Given exercise => Omit the pictures and print exactly the lines of the listing below, starting at the first and ending at the line containing "string; children: ReactNode;".

......

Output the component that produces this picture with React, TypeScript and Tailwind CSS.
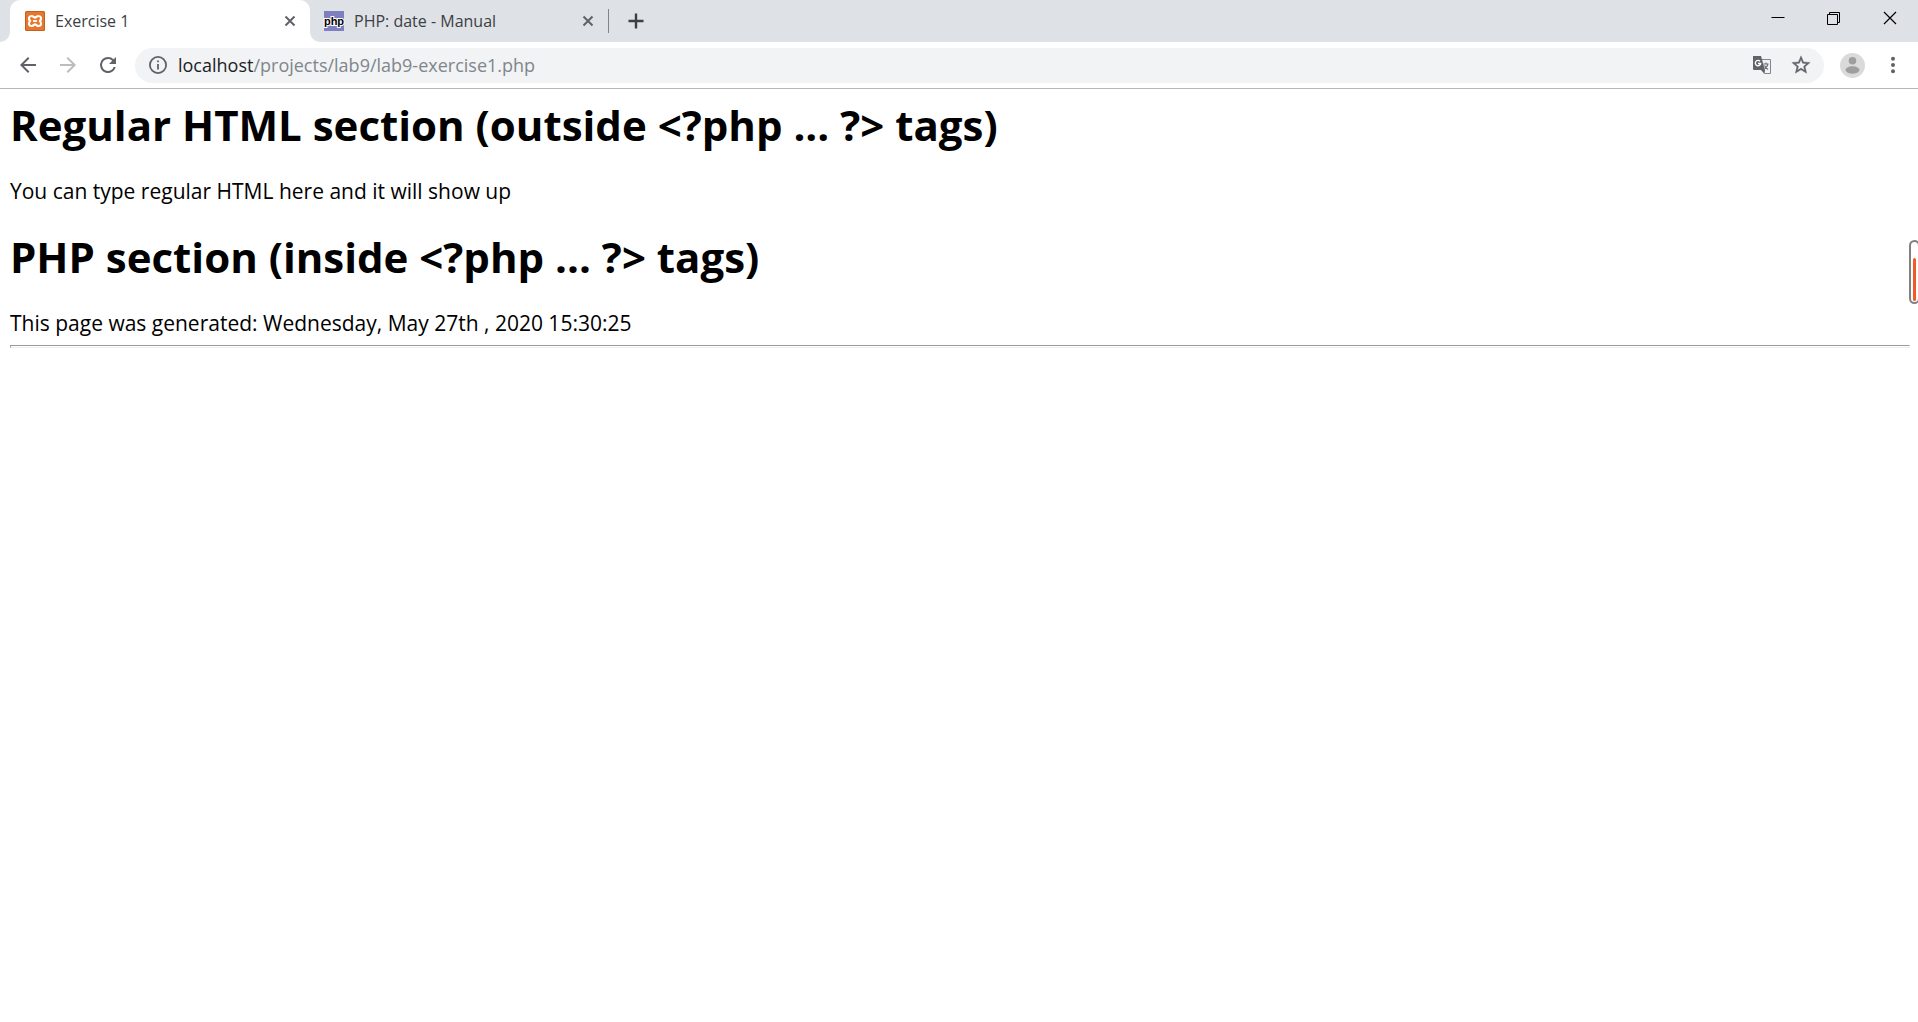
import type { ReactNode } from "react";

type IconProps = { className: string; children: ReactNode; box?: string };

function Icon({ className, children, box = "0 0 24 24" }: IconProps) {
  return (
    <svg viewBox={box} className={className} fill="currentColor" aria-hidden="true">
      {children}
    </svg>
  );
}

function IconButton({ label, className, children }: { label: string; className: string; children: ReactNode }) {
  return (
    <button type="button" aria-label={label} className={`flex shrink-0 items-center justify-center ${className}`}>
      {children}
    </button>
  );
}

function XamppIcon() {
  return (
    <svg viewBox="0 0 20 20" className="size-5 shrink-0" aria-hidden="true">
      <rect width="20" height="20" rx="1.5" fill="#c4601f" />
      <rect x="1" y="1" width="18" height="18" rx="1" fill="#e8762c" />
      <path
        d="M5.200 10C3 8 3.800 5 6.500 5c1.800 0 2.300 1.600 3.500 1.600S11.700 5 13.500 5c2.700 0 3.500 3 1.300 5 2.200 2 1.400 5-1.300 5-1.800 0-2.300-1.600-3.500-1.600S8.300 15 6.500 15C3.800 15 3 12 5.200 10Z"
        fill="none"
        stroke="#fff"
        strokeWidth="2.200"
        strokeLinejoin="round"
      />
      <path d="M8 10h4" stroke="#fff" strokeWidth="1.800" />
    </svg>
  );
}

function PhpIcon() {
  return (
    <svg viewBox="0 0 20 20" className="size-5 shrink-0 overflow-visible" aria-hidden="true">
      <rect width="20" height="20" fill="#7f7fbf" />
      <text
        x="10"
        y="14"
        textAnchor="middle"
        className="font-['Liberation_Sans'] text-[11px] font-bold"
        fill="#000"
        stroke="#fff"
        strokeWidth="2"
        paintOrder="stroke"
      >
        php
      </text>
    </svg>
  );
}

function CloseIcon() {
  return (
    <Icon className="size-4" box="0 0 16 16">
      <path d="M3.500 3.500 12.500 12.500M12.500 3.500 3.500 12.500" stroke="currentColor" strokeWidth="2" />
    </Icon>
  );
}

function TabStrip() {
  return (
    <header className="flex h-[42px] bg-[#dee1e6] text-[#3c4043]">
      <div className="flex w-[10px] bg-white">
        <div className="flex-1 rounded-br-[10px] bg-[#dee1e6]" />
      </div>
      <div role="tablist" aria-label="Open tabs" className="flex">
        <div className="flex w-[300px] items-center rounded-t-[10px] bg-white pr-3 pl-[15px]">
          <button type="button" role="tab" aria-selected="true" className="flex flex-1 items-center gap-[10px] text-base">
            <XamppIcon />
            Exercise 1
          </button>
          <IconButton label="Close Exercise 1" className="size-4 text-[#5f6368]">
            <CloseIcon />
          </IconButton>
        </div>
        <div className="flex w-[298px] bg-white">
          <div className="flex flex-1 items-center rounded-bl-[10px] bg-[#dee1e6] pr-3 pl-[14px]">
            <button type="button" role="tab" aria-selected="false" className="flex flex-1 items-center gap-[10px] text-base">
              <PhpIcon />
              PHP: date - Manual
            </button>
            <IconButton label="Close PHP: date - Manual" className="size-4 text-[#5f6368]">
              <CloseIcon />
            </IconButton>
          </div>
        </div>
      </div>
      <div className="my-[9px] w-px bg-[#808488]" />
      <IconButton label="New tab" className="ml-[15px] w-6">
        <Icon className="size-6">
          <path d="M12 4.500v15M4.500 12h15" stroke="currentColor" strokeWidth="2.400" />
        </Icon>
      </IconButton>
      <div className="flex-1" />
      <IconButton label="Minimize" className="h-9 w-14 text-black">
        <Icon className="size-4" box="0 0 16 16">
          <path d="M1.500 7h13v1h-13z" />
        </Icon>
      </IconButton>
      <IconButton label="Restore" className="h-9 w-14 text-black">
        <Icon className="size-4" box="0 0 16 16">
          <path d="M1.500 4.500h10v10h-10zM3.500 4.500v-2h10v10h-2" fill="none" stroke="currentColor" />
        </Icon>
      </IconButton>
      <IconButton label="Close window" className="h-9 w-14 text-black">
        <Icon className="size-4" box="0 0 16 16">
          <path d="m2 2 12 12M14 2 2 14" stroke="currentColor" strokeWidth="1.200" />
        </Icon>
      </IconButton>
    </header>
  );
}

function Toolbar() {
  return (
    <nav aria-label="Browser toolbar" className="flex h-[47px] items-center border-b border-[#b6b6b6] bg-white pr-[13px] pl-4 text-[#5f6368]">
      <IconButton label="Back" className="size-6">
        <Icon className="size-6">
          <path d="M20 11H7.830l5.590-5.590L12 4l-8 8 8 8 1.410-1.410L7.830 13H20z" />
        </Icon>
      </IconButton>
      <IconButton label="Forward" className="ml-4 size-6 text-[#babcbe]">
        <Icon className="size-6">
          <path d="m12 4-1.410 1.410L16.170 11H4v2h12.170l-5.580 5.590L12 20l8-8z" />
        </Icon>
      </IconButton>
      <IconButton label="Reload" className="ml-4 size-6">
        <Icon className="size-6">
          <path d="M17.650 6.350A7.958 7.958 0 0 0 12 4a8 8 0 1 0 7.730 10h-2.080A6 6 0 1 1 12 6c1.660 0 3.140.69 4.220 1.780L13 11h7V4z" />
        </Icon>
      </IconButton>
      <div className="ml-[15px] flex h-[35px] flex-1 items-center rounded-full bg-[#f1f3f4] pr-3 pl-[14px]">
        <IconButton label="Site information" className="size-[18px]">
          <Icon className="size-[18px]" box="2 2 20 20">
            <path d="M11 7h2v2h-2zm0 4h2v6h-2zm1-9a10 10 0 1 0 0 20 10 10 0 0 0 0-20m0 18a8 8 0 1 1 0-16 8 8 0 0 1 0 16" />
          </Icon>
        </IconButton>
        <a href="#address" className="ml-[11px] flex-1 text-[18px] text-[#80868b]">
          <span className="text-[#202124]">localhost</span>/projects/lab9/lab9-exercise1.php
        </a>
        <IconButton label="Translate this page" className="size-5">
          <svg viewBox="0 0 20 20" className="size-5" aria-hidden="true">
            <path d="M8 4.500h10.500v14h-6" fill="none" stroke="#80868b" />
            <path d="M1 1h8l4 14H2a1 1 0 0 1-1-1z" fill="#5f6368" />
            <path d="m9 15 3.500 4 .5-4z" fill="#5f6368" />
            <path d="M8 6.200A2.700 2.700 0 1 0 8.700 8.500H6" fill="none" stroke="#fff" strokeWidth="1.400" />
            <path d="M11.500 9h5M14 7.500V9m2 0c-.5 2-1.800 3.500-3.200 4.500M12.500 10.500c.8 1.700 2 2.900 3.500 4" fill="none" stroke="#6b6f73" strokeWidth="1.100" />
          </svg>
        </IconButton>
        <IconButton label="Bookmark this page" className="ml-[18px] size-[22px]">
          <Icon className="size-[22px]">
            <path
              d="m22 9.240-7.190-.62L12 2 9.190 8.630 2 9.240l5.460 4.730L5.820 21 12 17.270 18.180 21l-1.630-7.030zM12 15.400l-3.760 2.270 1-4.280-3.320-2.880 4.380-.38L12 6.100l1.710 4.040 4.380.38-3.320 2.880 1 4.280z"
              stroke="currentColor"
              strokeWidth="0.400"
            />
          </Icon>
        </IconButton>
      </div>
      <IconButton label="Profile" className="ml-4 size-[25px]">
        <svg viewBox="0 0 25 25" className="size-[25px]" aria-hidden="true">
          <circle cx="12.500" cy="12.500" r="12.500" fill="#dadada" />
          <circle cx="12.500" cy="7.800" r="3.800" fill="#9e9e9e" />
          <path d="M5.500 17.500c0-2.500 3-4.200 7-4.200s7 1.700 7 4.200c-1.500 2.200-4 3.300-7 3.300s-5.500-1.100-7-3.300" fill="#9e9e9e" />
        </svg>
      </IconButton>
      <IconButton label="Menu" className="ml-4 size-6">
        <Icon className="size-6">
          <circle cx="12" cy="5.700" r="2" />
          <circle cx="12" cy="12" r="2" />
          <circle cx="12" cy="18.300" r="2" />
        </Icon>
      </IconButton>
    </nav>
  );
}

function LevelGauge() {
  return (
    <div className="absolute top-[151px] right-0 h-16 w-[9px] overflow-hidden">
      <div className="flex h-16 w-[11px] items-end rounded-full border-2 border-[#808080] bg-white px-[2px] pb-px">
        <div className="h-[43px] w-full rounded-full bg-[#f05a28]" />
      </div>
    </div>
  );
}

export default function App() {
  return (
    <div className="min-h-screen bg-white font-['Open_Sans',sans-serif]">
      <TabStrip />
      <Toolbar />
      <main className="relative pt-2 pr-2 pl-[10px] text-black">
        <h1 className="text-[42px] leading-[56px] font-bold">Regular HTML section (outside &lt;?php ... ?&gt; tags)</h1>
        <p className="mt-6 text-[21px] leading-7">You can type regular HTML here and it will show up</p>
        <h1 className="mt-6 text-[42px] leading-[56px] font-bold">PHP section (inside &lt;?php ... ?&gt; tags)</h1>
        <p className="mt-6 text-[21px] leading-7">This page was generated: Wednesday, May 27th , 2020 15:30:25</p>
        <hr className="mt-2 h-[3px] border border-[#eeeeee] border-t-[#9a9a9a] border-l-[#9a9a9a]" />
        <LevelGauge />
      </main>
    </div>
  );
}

......

Final result =>
Output the component that produces this picture with React, TypeScript and Tailwind CSS.
import type { ReactNode } from "react";

type IconProps = { className: string; children: ReactNode; box?: string };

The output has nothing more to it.